L’hôpital

VIVA - « Accorder des moyens supplémentaires à l’hôpital est un impératif » Henri Sterdyniak, membre des Economistes atterrés.

Novembre 2019, par Info santé sécu social

– Dans le PLFSS pour 2020, les moyens attribués à l’hôpital sont limités alors même qu’il traverse une crise sans précédent. Qu’en pensez-vous ?

Le gouvernement a une vue à la fois comptable et politique, au sens étroit du terme. Il s’agit de faire contribuer les dépenses de santé à l’objectif de baisse des dépenses publiques, sans tenir compte ni des besoins de la population, ni de la situation du personnel. Les hôpitaux manquent de moyens, doivent fermer des lits ou des services ; beaucoup sont en déficit (le déficit global était de 660 millions en 2018) ou sont surendettés (soit un endettement global de 30 milliards). Ils ont du mal à retenir du personnel sous-payé et en sous-effectif. Les faibles augmentations de moyens accordées aux urgences sont prélevées sur d’autres postes. Et le PLFSS pour 2020 ne prévoit qu’une hausse de 2,1% du financement des hôpitaux, ce qui revient à obliger l’hôpital à réaliser de nouvelles économies. Accorder des moyens à l’hôpital est un impératif que le gouvernement a, jusqu’à présent, trop peiné à entendre.

– Dans le cadre de ce même PLFSS, le gouvernement a décidé que l’État ne compensera pas à la Sécurité sociale les exonérations de charges, ce qui conduit à creuser le déficit de la Sécurité sociale. Comment analysez-vous cette décision ?

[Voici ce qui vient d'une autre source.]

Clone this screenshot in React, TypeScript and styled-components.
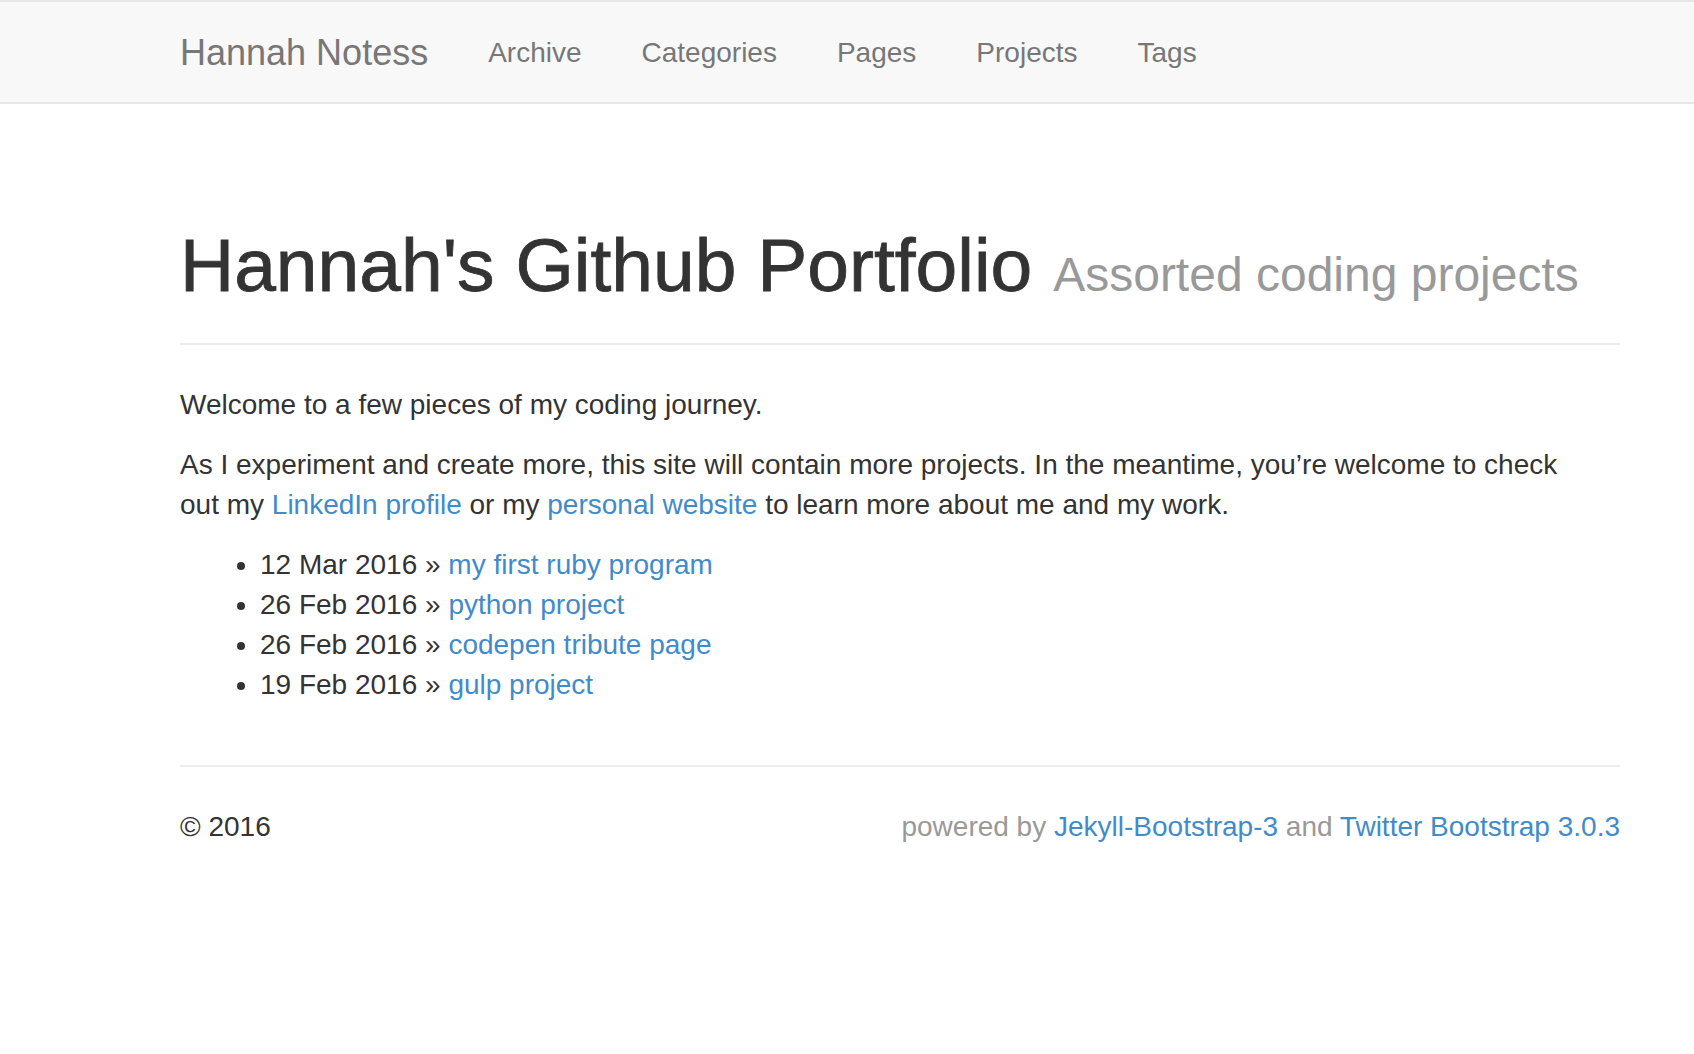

Le gouvernement et la technocratie veulent éviter d’avoir une Sécurité sociale en excédent, ce qui pourrait conduire à devoir améliorer les prestations. La Sécurité sociale n’a aujourd’hui plus d’autonomie : ce sont les cabinets des ministères des finances et des affaires sociales qui décident des recettes et des soldes affichés par chaque régime en faisant riper les ressources d’une caisse à l’autre. D’une part, le gouvernement impose à la Sécurité sociale de rembourser rapidement la « dette sociale » ; d’autre part, depuis 2019, il met à sa charge les exonérations de cotisations sociales, soit un montant de l’ordre de 5 milliards en 2019 et 2020.

– Dans le même temps, le gouvernement annonce une réforme de l’AME qui vise à restreindre l’accès aux soins des sans-papiers. Comment comprendre cette politique ?

L’AME a coûté, en 2018, 904 millions d’euros (soit 0,45% des dépenses publiques de santé). Sa mise en cause a surtout un but politique : aller sur le terrain de la droite et de l’extrême-droite en montrant que le gouvernement lutte contre l’immigration. Cette mise en cause ne tient guère compte du rapport récent de l’IGF et de l’IGAS qui « recommande d’envisager avec prudence toute évolution de l’AME qui aurait pour effet d’augmenter le renoncement aux soins et de dégrader l’état de santé des populations ciblées ».

Elle est nocive sur le plan humanitaire puisqu’elle frappera des migrants dont l’état de santé peut s’être fortement détérioré du fait même de leur migration ; elle est dangereuse si des personnes atteintes de maladies contagieuses ne sont pas traitées ; elle aboutirait à surcharger encore les hôpitaux où ces personnes seraient traitées en dernier ressort.

– D’abord relativement acceptée par l’opinion, la future réforme des retraites est devenue complètement anxiogène. Que pensez-vous de cette réforme ?

La réforme a deux buts essentiels : garantir la stabilité (et même la baisse) de la part des dépenses de retraites dans le PIB ; étatiser le système de façon à priver les partenaires sociaux de tout pouvoir direct. Cependant, elle a fait apparaître au grand jour que, dans les projets de la technocratie, l’âge de départ à taux plein doit rapidement passer à 64 ans et que le niveau relatif des retraites par rapport aux salaires doit baisser fortement (de plus de 20%). Cette baisse est particulièrement apparente pour certaines professions (fonctionnaires n’ayant que peu de primes, régimes spéciaux). Aucune mesure d’ampleur n’est prise pour les emplois pénibles. Selon la clause dite « du grand père », la réforme ne s’appliquerait qu’à ceux qui entrerait en activité après 2020, donc, en fait, à partir de 2063. C’est un appel à l’égoïsme entre générations : « que m’importe la retraite de mes petits-enfants si la mienne est préservée ».

Le gouvernement devrait renoncer à sa grande réforme, devrait surtout accepter de maintenir le niveau relatif des retraites en programmant une hausse progressive des taux de cotisations, devrait engager une réelle négociation avec les syndicats pour faire converger les régimes et supprimer les disparités actuelles.